**Set problem**
Scan the data that follows and count the lines with the string "styles"; answer with the count alone.

**Provided data**
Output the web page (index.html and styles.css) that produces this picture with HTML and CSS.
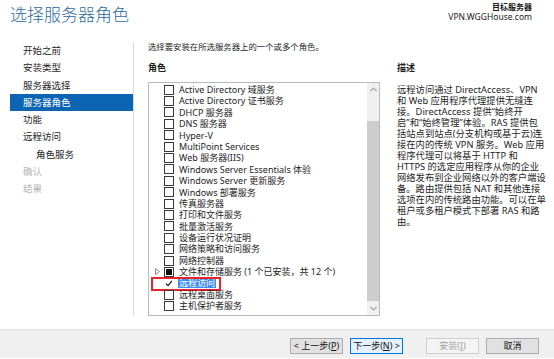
FILE: index.html
```html
<!DOCTYPE html>
<html>

<head>
    <title>选择服务器角色</title>
    <link rel="stylesheet" href="styles.css">
</head>

<body>
    <div class="header">
        <h1 class="title">选择服务器角色</h1>
        <div class="target">
            <div class="target-label">目标服务器</div>
            <div class="target-name">VPN.WGGHouse.com</div>
        </div>
    </div>

    <div class="main">
        <ul class="nav">
            <li>开始之前</li>
            <li>安装类型</li>
            <li>服务器选择</li>
            <li class="active">服务器角色</li>
            <li>功能</li>
            <li>远程访问</li>
            <li class="sub">角色服务</li>
            <li class="disabled">确认</li>
            <li class="disabled">结果</li>
        </ul>

        <div class="content">
            <p class="intro">选择要安装在所选服务器上的一个或多个角色。</p>
            <div class="columns">
                <div class="roles">
                    <div class="heading">角色</div>
                    <div class="listbox">
                        <ul class="role-list">
                            <li><span class="box"></span>Active Directory 域服务</li>
                            <li><span class="box"></span>Active Directory 证书服务</li>
                            <li><span class="box"></span>DHCP 服务器</li>
                            <li><span class="box"></span>DNS 服务器</li>
                            <li><span class="box"></span>Hyper-V</li>
                            <li><span class="box"></span>MultiPoint Services</li>
                            <li><span class="box"></span>Web 服务器(IIS)</li>
                            <li><span class="box"></span>Windows Server Essentials 体验</li>
                            <li><span class="box"></span>Windows Server 更新服务</li>
                            <li><span class="box"></span>Windows 部署服务</li>
                            <li><span class="box"></span>传真服务器</li>
                            <li><span class="box"></span>打印和文件服务</li>
                            <li><span class="box"></span>批量激活服务</li>
                            <li><span class="box"></span>设备运行状况证明</li>
                            <li><span class="box"></span>网络策略和访问服务</li>
                            <li><span class="box"></span>网络控制器</li>
                            <li>
                                <svg class="expander" width="5" height="7" viewBox="0 0 5 7">
                                    <path d="M0.5 0.5 L4.5 3.5 L0.5 6.5 Z" fill="none" stroke="#8a8a8a" stroke-width="1" />
                                </svg>
                                <span class="box partial"></span>文件和存储服务 (1 个已安装，共 12 个)
                            </li>
                            <li class="selected">
                                <span class="box checked">
                                    <svg width="9" height="9" viewBox="0 0 9 9">
                                        <path d="M1.2 4.6 L3.5 7 L7.8 1.6" fill="none" stroke="#111" stroke-width="1.3" />
                                    </svg>
                                </span><span class="sel-text">远程访问</span>
                                <span class="mark"></span>
                            </li>
                            <li><span class="box"></span>远程桌面服务</li>
                            <li><span class="box"></span>主机保护者服务</li>
                        </ul>
                        <div class="scrollbar">
                            <svg class="arrow" width="7" height="5" viewBox="0 0 7 5">
                                <path d="M0.5 4 L3.5 1 L6.5 4" fill="none" stroke="#a6a6a6" stroke-width="1.2" />
                            </svg>
                            <div class="track">
                                <div class="thumb"></div>
                            </div>
                            <svg class="arrow" width="7" height="5" viewBox="0 0 7 5">
                                <path d="M0.5 1 L3.5 4 L6.5 1" fill="none" stroke="#a6a6a6" stroke-width="1.2" />
                            </svg>
                        </div>
                    </div>
                </div>

                <div class="desc">
                    <div class="heading">描述</div>
                    <p class="desc-text">远程访问通过 DirectAccess、VPN<br>和 Web 应用程序代理提供无缝连<br>接。DirectAccess 提供“始终开<br>启”和“始终管理”体验。RAS 提供包<br>括站点到站点(分支机构或基于云)连<br>接在内的传统 VPN 服务。Web 应用<br>程序代理可以将基于 HTTP 和<br>HTTPS 的选定应用程序从你的企业<br>网络发布到企业网络以外的客户端设<br>备。路由提供包括 NAT 和其他连接<br>选项在内的传统路由功能。可以在单<br>租户或多租户模式下部署 RAS 和路<br>由。</p>
                </div>
            </div>
        </div>
    </div>

    <div class="footer">
        <button class="btn">&lt; 上一步(<u>P</u>)</button>
        <button class="btn primary">下一步(<u>N</u>) &gt;</button>
        <button class="btn install" disabled>安装(<u>I</u>)</button>
        <button class="btn">取消</button>
    </div>
</body>

</html>
```

FILE: styles.css
```css
html,
body {
    margin: 0;
    padding: 0;
}

body {
    width: 554px;
    height: 359px;
    overflow: hidden;
    background-color: #fff;
    color: #1e1e1e;
    font-family: "Noto Sans", "Noto Sans CJK SC", sans-serif;
    font-size: 10px;
}

ul {
    list-style: none;
    margin: 0;
    padding: 0;
}

p {
    margin: 0;
}

.header {
    height: 40px;
    display: flex;
    justify-content: space-between;
    align-items: flex-start;
}

.title {
    margin: 0;
    padding: 2px 0 0 10px;
    font-size: 17px;
    line-height: 24px;
    font-weight: 300;
    color: #2b6b9c;
    font-family: "Noto Sans CJK SC", sans-serif;
}

.target {
    padding: 2px 22px 0 0;
    text-align: right;
    color: #1a1a1a;
}

.target-label {
    font-size: 8px;
    line-height: 9px;
    font-weight: bold;
}

.target-name {
    font-size: 8.5px;
    line-height: 11px;
}

.main {
    height: 289px;
    display: flex;
}

.nav {
    width: 123px;
    margin: 2px 0 0 10px;
    height: 273px;
    border-right: 1px solid #dadada;
    font-size: 9.5px;
}

.nav li {
    height: 17.3px;
    line-height: 17.3px;
    padding-left: 13px;
    color: #262626;
}

.nav li.active {
    background-color: #0c64b3;
    color: #fff;
}

.nav li.sub {
    padding-left: 26px;
}

.nav li.disabled {
    color: #b4b4b4;
}

.content {
    flex: 1;
    padding-left: 14px;
}

.intro {
    line-height: 14px;
    height: 14px;
    font-size: 8.4px;
}

.columns {
    display: flex;
    gap: 17px;
    margin-top: 7px;
}

.heading {
    font-weight: bold;
    font-size: 9px;
    line-height: 14px;
    height: 14px;
}

.roles {
    width: 232px;
}

.listbox {
    margin-top: 7px;
    height: 232px;
    border: 1px solid #b9b9b9;
    display: flex;
}

.role-list {
    flex: 1;
    padding-top: 1px;
    font-size: 9px;
}

.role-list li {
    position: relative;
    height: 11.4px;
    line-height: 11.4px;
    padding-left: 15px;
    display: flex;
    align-items: center;
    white-space: nowrap;
}

.box {
    width: 8px;
    height: 8px;
    border: 1px solid #3a3a3a;
    background-color: #fff;
    margin-right: 5px;
    flex-shrink: 0;
    display: flex;
    align-items: center;
    justify-content: center;
}

.box.partial::after {
    content: "";
    width: 6px;
    height: 6px;
    background-color: #111;
}

.box.checked {
    border-color: transparent;
}

.expander {
    position: absolute;
    left: 6px;
    top: 2px;
}

.sel-text {
    background-color: #3c8ef0;
    color: #fff;
    line-height: 10px;
    padding: 0 1px;
    margin-left: -1px;
}

.mark {
    position: absolute;
    left: 2px;
    top: -1px;
    width: 66px;
    height: 10px;
    border: 2px solid #e8232b;
}

.scrollbar {
    width: 12px;
    background-color: #f0f0f0;
    display: flex;
    flex-direction: column;
    align-items: center;
}

.arrow {
    margin: 4px 0;
    flex-shrink: 0;
}

.track {
    flex: 1;
    width: 100%;
    padding: 25px 0 1px 0;
    box-sizing: border-box;
}

.thumb {
    height: 100%;
    background-color: #cdcdcd;
}

.desc {
    width: 150px;
}

.desc-text {
    margin-top: 9px;
    font-size: 9.3px;
    line-height: 11px;
    white-space: nowrap;
}

.footer {
    height: 29px;
    border-top: 1px solid #e3e3e3;
    background-color: #f0f0f0;
    display: flex;
    justify-content: flex-end;
    align-items: flex-start;
    gap: 7px;
    padding: 8px 15px 0 0;
    box-sizing: border-box;
}

.btn {
    width: 53px;
    height: 16px;
    padding: 0;
    border: 1px solid #adadad;
    background-color: #e1e1e1;
    color: #111;
    font-family: "Noto Sans", "Noto Sans CJK SC", sans-serif;
    font-size: 9px;
    line-height: 14px;
}

.btn.primary {
    border-color: #0078d7;
    background-color: #e5f1fb;
}

.btn.install {
    margin-left: 16px;
    border-color: #cfcfcf;
    background-color: #f4f4f4;
    color: #a2a2a2;
}
```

**Task solution**
3